I'd like Miller and Conley, but I doubt that something like that happens. Miller makes Portland better IMO. Man this is going to be a long week.....it's All Star Week and things are going to be happen.....should be fun.

Would Darko be an upgrade to Frye? Would a trade for Miller and say Conley be worth throwing out the Capspace in 2009? Would it be worth Outlaw? :whoknows:


----------



## crowTrobot (Jun 24, 2005)

would conley ever be able to defend the tony parkers chris paulses baron davises and the deron williamseses of the west?


----------



## NewAgeBaller (Jan 8, 2007)

To this team..

Outlaw > Miller > Webster.


----------



## Boob-No-More (Apr 24, 2006)

crowTrobot said:


> would conley ever be able to defend the tony parkers chris paulses baron davises and the deron williamseses of the west?


Yes, he would - about 10x better than anyone we currently have on our roster. Conley Jr. is an excellent on-the-ball defender, extremely athletic and very strong.

But, the point is moot. He's one of the young guys Memphis is building around, not someone they're looking to trade.

BNM


----------



## KingSpeed (Oct 30, 2003)

NewAgeBaller said:


> To this team..
> 
> Outlaw > Miller > Webster.


Dude... this is not to offend you. It's not trash talk, but why is Miami so bad? I honestly don't get it. How does a team go from championship to a team that is unable to win 10 games before the All Star break while still having its best player? How does that happen? And like I think I've told you before, I rooted for them in 06 and it was a great run. But this is one of the most mindboggling stories every in the history of the NBA. 9 wins? I just don't get it. I think it will work out in the long run though. You should get a great pick and the team should bounce back because Wade is a stud.


----------



## HOWIE (Dec 30, 2002)

NewAgeBaller said:


> To this team..
> 
> Outlaw > Miller > Webster.


This is why I don't like the name Outlaw being mentioned in the trade. I could live with Webster, Frye, of course Raef would have to be in there and some picks for Miller & Conley. Maybe Memphis would be intersted in Sergio? I'm sure that there is going to be alot of speculation over the next6 days. If you coul dget Darko for Frye that would be kinda intersting. 

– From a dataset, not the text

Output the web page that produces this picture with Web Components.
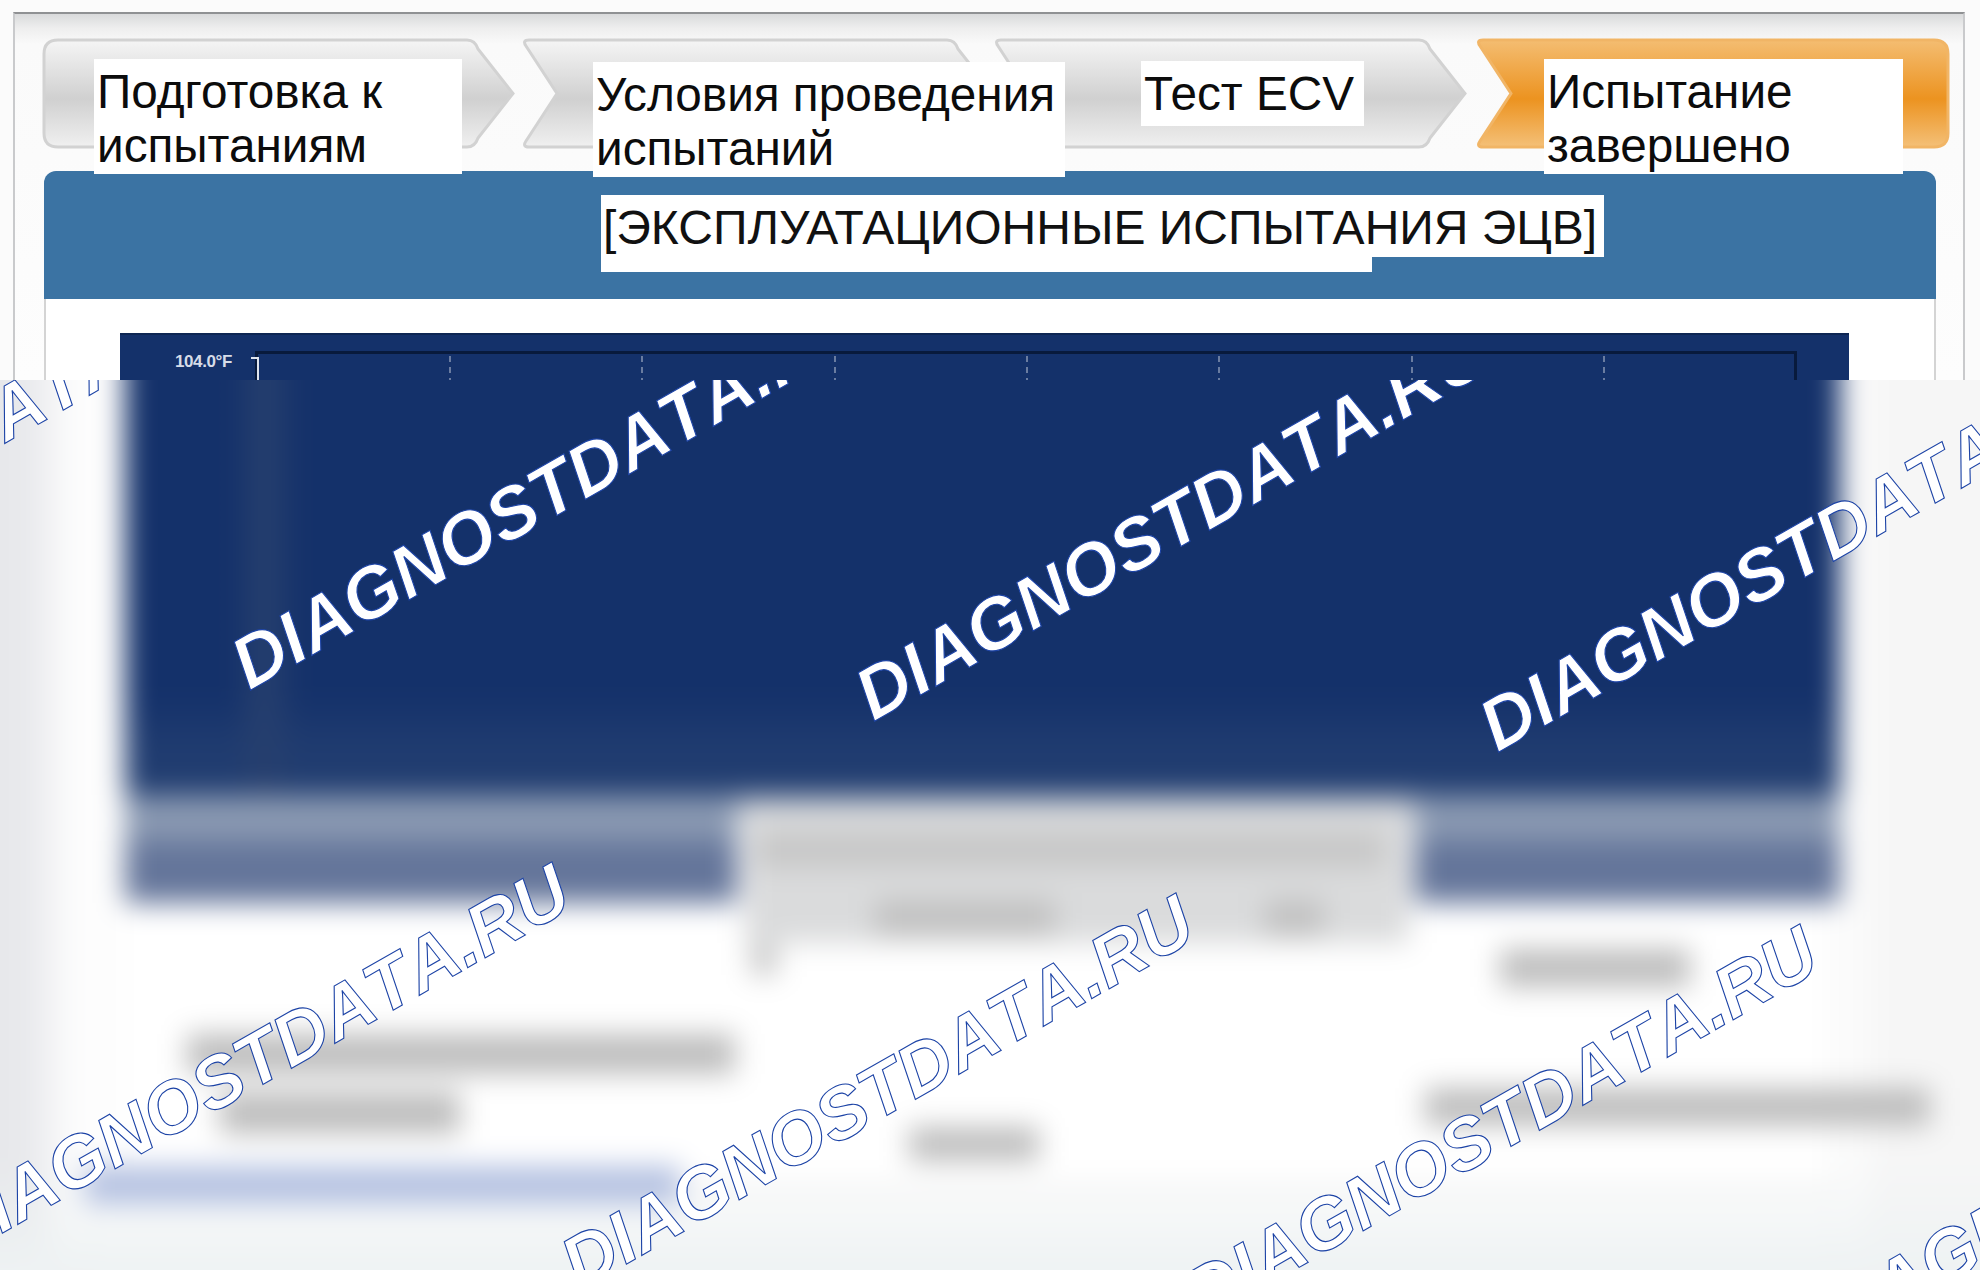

If Portland is talking to Memphis Miller is the guy they are after, he shoots over 50% from behind the arch and would move right into the starting role IMO. Memphis let Gasol go for nothing which is why I wouldn't pay out huge for a deal with them. Portland does have young players and a lot of second rounds and cash they could throw their way.

Maybe they move Jack to Cleveland for a trade exceptiona and........oh man........this is going to be interesting.


----------



## crowTrobot (Jun 24, 2005)

HOWIE said:


> If Portland is talking to Memphis Miller is the guy they are after, he shoots over 50% from behind the arch



well.433 anyway lol, which is very good.

i dunno though - he's a below average defender and turns the ball over as much as jack. outlaw is really a better all-around fit for us at SF - he just needs to start there (broken record).


----------



## moldorf (Jun 29, 2007)

I have no clue how credible MM is with this rumor, however....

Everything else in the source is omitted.